Onto the company’s TTM returns on assets and investment(s), Affirm’s, to basically no one’s surprise, are noticeably lower than those of the industry’s averages, for instance, with Affirm’s TTM return on investment sitting at -13.65% to the industry’s listed respective average of 16.49%.

Affirm will likely improve in this arena as time and efficiency within the company progress, as this company is undoubtedly in an investment-heavy phase at the moment and thus rendering any sort of competitive returns will take some time, however, we have our fair share of confidence that it will be able to garner some positive returns in the long run.

Should you buy Affirm stock?

Patience is key with this company and its stock (NASDAQ: AFRM), in our opinion, if you couldn’t already tell.
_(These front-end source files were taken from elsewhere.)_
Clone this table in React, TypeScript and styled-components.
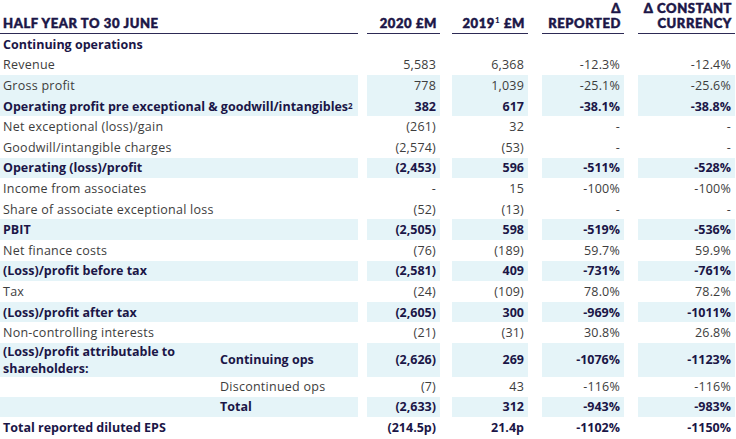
import styled, { createGlobalStyle } from 'styled-components'

const GlobalStyle = createGlobalStyle`
  html, body {
    margin: 0;
    padding: 0;
    background: #ffffff;
  }
  body {
    font-family: 'Open Sans', 'Liberation Sans', sans-serif;
  }
`

const COLS = '358px 82px 88px 96px 112px'
const GAPS = [9, 12, 14, 14]
const SHADE = '#e5f4f8'
const NAVY = '#1b1647'

const Table = styled.div`
  width: 736px;
  display: flex;
  flex-direction: column;
`

const HeadRow = styled.div`
  display: grid;
  grid-template-columns: ${COLS};
  height: 34px;
`

const HeadCell = styled.div<{ $gap?: number; $right?: boolean }>`
  margin-left: ${p => p.$gap || 0}px;
  margin-right: ${p => (p.$right ? 1 : 0)}px;
  border-bottom: 1px solid #2d2a55;
  display: flex;
  flex-direction: column;
  justify-content: flex-end;
  align-items: ${p => (p.$gap ? 'flex-end' : 'flex-start')};
  padding: 0 ${p => (p.$gap ? 3 : 0)}px 2px ${p => (p.$gap ? 0 : 3)}px;
  font-family: Lato, 'Liberation Sans', sans-serif;
  font-weight: 900;
  font-size: 13px;
  line-height: 15px;
  letter-spacing: 0.6px;
  -webkit-text-stroke: 0.5px ${NAVY};
  color: ${NAVY};
  text-align: right;
  white-space: nowrap;

  sup {
    font-size: 8px;
    line-height: 0;
    vertical-align: 5px;
    -webkit-text-stroke: 0;
  }
`

const Row = styled.div<{ $tall?: boolean }>`
  display: grid;
  grid-template-columns: ${COLS};
  height: ${p => (p.$tall ? 33 : 20.6)}px;
`

const Label = styled.div<{ $shade?: boolean; $bold?: boolean }>`
  background: ${p => (p.$shade ? SHADE : 'transparent')};
  display: flex;
  align-items: center;
  padding-left: 3px;
  font-size: 12.5px;
  font-weight: ${p => (p.$bold ? 700 : 400)};
  letter-spacing: ${p => (p.$bold ? 0 : 0.25)}px;
  color: ${p => (p.$bold ? NAVY : '#3d3d3d')};
  white-space: nowrap;

  sup {
    font-size: 8px;
    line-height: 0;
    vertical-align: 5px;
  }
`

const SplitLabel = styled(Label)`
  display: grid;
  grid-template-columns: 217px 1fr;
  align-items: center;
`

const Stacked = styled.span`
  line-height: 12px;
  white-space: normal;
`

const Value = styled.div<{ $gap: number; $shade?: boolean; $bold?: boolean; $right?: boolean }>`
  margin-left: ${p => p.$gap}px;
  margin-right: ${p => (p.$right ? 1 : 0)}px;
  background: ${p => (p.$shade ? SHADE : 'transparent')};
  display: flex;
  align-items: center;
  justify-content: flex-end;
  padding-right: 4px;
  font-size: 12.5px;
  font-weight: ${p => (p.$bold ? 700 : 400)};
  letter-spacing: ${p => (p.$bold ? 0 : 0.2)}px;
  color: ${p => (p.$bold ? NAVY : '#3d3d3d')};
  white-space: nowrap;
`

type Line = {
  label: React.ReactNode
  sub?: string
  values?: string[]
  shade?: boolean
  bold?: boolean
  tall?: boolean
}

const lines: Line[] = [
  { label: 'Continuing operations', bold: true },
  { label: 'Revenue', values: ['5,583', '6,368', '-12.3%', '-12.4%'] },
  { label: 'Gross profit', values: ['778', '1,039', '-25.1%', '-25.6%'], shade: true },
  {
    label: (
      <>
        Operating profit pre exceptional &amp; goodwill/intangibles<sup>2</sup>
      </>
    ),
    values: ['382', '617', '-38.1%', '-38.8%'],
    shade: true,
    bold: true,
  },
  { label: 'Net exceptional (loss)/gain', values: ['(261)', '32', '-', '-'] },
  { label: 'Goodwill/intangible charges', values: ['(2,574)', '(53)', '-', '-'] },
  { label: 'Operating (loss)/profit', values: ['(2,453)', '596', '-511%', '-528%'], shade: true, bold: true },
  { label: 'Income from associates', values: ['-', '15', '-100%', '-100%'] },
  { label: 'Share of associate exceptional loss', values: ['(52)', '(13)', '-', '-'] },
  { label: 'PBIT', values: ['(2,505)', '598', '-519%', '-536%'], shade: true, bold: true },
  { label: 'Net finance costs', values: ['(76)', '(189)', '59.7%', '59.9%'] },
  { label: '(Loss)/profit before tax', values: ['(2,581)', '409', '-731%', '-761%'], shade: true, bold: true },
  { label: 'Tax', values: ['(24)', '(109)', '78.0%', '78.2%'] },
  { label: '(Loss)/profit after tax', values: ['(2,605)', '300', '-969%', '-1011%'], shade: true, bold: true },
  { label: 'Non-controlling interests', values: ['(21)', '(31)', '30.8%', '26.8%'] },
  {
    label: (
      <Stacked>
        (Loss)/profit attributable to
        <br />
        shareholders:
      </Stacked>
    ),
    sub: 'Continuing ops',
    values: ['(2,626)', '269', '-1076%', '-1123%'],
    shade: true,
    bold: true,
    tall: true,
  },
  { label: '', sub: 'Discontinued ops', values: ['(7)', '43', '-116%', '-116%'] },
  { label: '', sub: 'Total', values: ['(2,633)', '312', '-943%', '-983%'], shade: true, bold: true },
  { label: 'Total reported diluted EPS', values: ['(214.5p)', '21.4p', '-1102%', '-1150%'], bold: true },
]

const App = () => {
  return (
    <>
      <GlobalStyle />
      <Table>
        <HeadRow>
          <HeadCell>HALF YEAR TO 30 JUNE</HeadCell>
          <HeadCell $gap={GAPS[0]}>2020 £M</HeadCell>
          <HeadCell $gap={GAPS[1]}>
            <span>
              2019<sup>1</sup> £M
            </span>
          </HeadCell>
          <HeadCell $gap={GAPS[2]}>
            <span>Δ</span>
            <span>REPORTED</span>
          </HeadCell>
          <HeadCell $gap={GAPS[3]} $right>
            <span>Δ CONSTANT</span>
            <span>CURRENCY</span>
          </HeadCell>
        </HeadRow>
        {lines.map((line, i) => {
          const vals = line.values || ['', '', '', '']
          return (
            <Row key={i} $tall={line.tall}>
              {line.sub !== undefined ? (
                <SplitLabel $shade={line.shade} $bold={line.bold}>
                  <span>{line.label}</span>
                  <span>{line.sub}</span>
                </SplitLabel>
              ) : (
                <Label $shade={line.shade} $bold={line.bold}>
                  {line.label}
                </Label>
              )}
              {vals.map((v, j) => (
                <Value key={j} $gap={GAPS[j]} $shade={line.shade} $bold={line.bold} $right={j === 3}>
                  {v}
                </Value>
              ))}
            </Row>
          )
        })}
      </Table>
    </>
  )
}

export default App
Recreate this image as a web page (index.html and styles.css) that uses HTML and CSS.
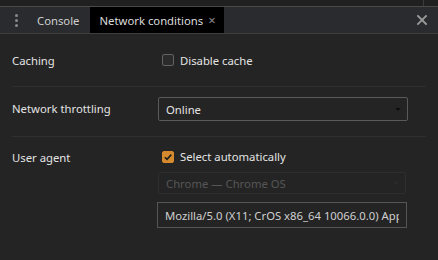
FILE: index.html
```html
<!DOCTYPE html>
<html>
<head>
<meta charset="utf-8">
<link rel="stylesheet" href="styles.css">
</head>
<body>
<div class="topstrip"><div class="topstrip-div"></div></div>
<div class="tabbar">
  <div class="menu-dots"><span></span><span></span><span></span></div>
  <div class="tab">Console</div>
  <div class="tab active">Network conditions<span class="tab-close">×</span></div>
  <div class="spacer"></div>
  <svg class="drawer-close" width="12" height="12" viewBox="0 0 12 12"><path d="M2 2 L10 10 M10 2 L2 10" stroke="#9a9a9a" stroke-width="1.8" stroke-linecap="square"/></svg>
</div>
<div class="content">
  <div class="section s1">
    <div class="label">Caching</div>
    <div class="control">
      <label class="check"><span class="box"></span>Disable cache</label>
    </div>
  </div>
  <div class="section s2">
    <div class="label">Network throttling</div>
    <div class="control">
      <div class="select"><span>Online</span><span class="arrow"></span></div>
    </div>
  </div>
  <div class="section s3">
    <div class="label ua-label">User agent</div>
    <div class="control col">
      <label class="check"><span class="box checked"><svg width="10" height="10" viewBox="0 0 10 10"><path d="M1.8 5.2 L4 7.4 L8.3 2.6" fill="none" stroke="#1e1e1e" stroke-width="1.6"/></svg></span>Select automatically</label>
      <div class="select disabled"><span>Chrome — Chrome OS</span><span class="arrow"></span></div>
      <input class="input" type="text" value="Mozilla/5.0 (X11; CrOS x86_64 10066.0.0) AppleWebKit/537.36 (KHTML, like Gecko) Chrome/79.0.3945.0 Safari/537.36">
    </div>
  </div>
</div>
</body>
</html>
```
FILE: styles.css
```css
html, body {
  margin: 0;
  padding: 0;
}
body {
  width: 438px;
  height: 260px;
  background: #242424;
  font-family: "Noto Sans", "Open Sans", sans-serif;
  font-size: 11.3px;
  color: #e3e3e3;
  overflow: hidden;
}
.topstrip {
  height: 6px;
  background: #202020;
  border-bottom: 1px solid #4a4a4a;
  position: relative;
}
.topstrip-div {
  position: absolute;
  left: 423px;
  top: 0;
  width: 1px;
  height: 6px;
  background: #3a3a3a;
}
.tabbar {
  height: 26px;
  background: #2a2b2e;
  border-bottom: 1px solid #3f3f3f;
  display: flex;
  align-items: stretch;
  white-space: nowrap;
}
.menu-dots {
  width: 30px;
  flex: none;
  display: flex;
  flex-direction: column;
  align-items: center;
  justify-content: center;
  gap: 2px;
  padding-left: 3px;
  box-sizing: border-box;
}
.menu-dots span {
  width: 3px;
  height: 3px;
  background: #8a8a8a;
  border-radius: 50%;
}
.tab {
  flex: none;
  display: flex;
  align-items: center;
  padding: 0 10px 0 7px;
  color: #d0d0d0;
}
.tab.active {
  background: #000;
  color: #dcdcdc;
  padding: 0 8px 0 10px;
  width: 134px;
  box-sizing: border-box;
  justify-content: space-between;
}
.tab-close {
  margin-left: 5px;
  color: #8a8a8a;
  font-size: 13px;
}
.spacer { flex: 1; }
.drawer-close {
  align-self: center;
  margin-right: 10px;
}
.content {
  padding: 0 12px;
}
.section {
  display: flex;
  border-bottom: 1px solid #2f2f2f;
}
.section.s1 {
  height: 52px;
  align-items: center;
}
.section.s2 {
  height: 50px;
  box-sizing: border-box;
  padding-top: 10px;
  align-items: flex-start;
}
.s2 .label {
  line-height: 24px;
}
.section.s3 {
  border-bottom: none;
  padding-top: 12px;
  align-items: flex-start;
}
.label {
  width: 146px;
  flex: none;
  color: #e3e3e3;
}
.ua-label {
  padding-top: 1px;
}
.control {
  flex: 1;
}
.control.col {
  display: flex;
  flex-direction: column;
}
.check {
  display: flex;
  align-items: center;
  margin-left: 4px;
  color: #e3e3e3;
}
.box {
  width: 12px;
  height: 12px;
  box-sizing: border-box;
  border: 1px solid #626262;
  border-radius: 2px;
  background: #2b2b2b;
  margin-right: 6px;
  display: flex;
  align-items: center;
  justify-content: center;
}
.box.checked {
  background: #d58a2e;
  border-color: #d58a2e;
}
.select {
  width: 250px;
  height: 24px;
  box-sizing: border-box;
  border: 1px solid #5a5a5a;
  border-radius: 2px;
  display: flex;
  align-items: center;
  justify-content: space-between;
  padding: 0 6px 0 7px;
  color: #e3e3e3;
}
.arrow {
  width: 0;
  height: 0;
  border-left: 3px solid transparent;
  border-right: 3px solid transparent;
  border-top: 3px solid #0e0e0e;
}
.select.disabled {
  margin-top: 8px;
  width: 248px;
  height: 22px;
  border-color: #2e2e2e;
  color: #565656;
}
.select.disabled .arrow {
  border-top-color: #2a2a2a;
}
.input {
  margin: 8px 0 0 -1px;
  width: 250px;
  height: 26px;
  box-sizing: border-box;
  border: 1px solid #555;
  border-radius: 0;
  background: transparent;
  padding: 0 7px;
  font: inherit;
  color: #cfcfcf;
  outline: none;
}
```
For this company to produce a positive TTM net profit margin and returns on both investments and assets, it will take some time but it is still seemingly a matter of when and not if it will be able to drift up into positive territory.

What is confidence invoking with this company is the fact that even during some of the darker periods of the economy’s recent history, consumers still are, well, consuming but even more importantly in this context, consuming through Affirm and its platform.

We think this is a business model as well as a method of commerce that resonates with many, especially the younger, rising generations but it also presents some deep thinking and consideration on the part of Affirm and its leadership, namely, how to keep loan losses at an absolute minimum. 

Considering all of the facts and the way in which the world is moving, we think it is most appropriate to lend Affirm’s stock (NASDAQ: AFRM) a “buy” rating given its historically depressed stock price.

DISCLAIMER: This analysis of the aforementioned stock security is in no way to be construed, understood, or seen as formal, professional, or any other form of investment advice. We are simply expressing our opinions regarding a publicly traded entity.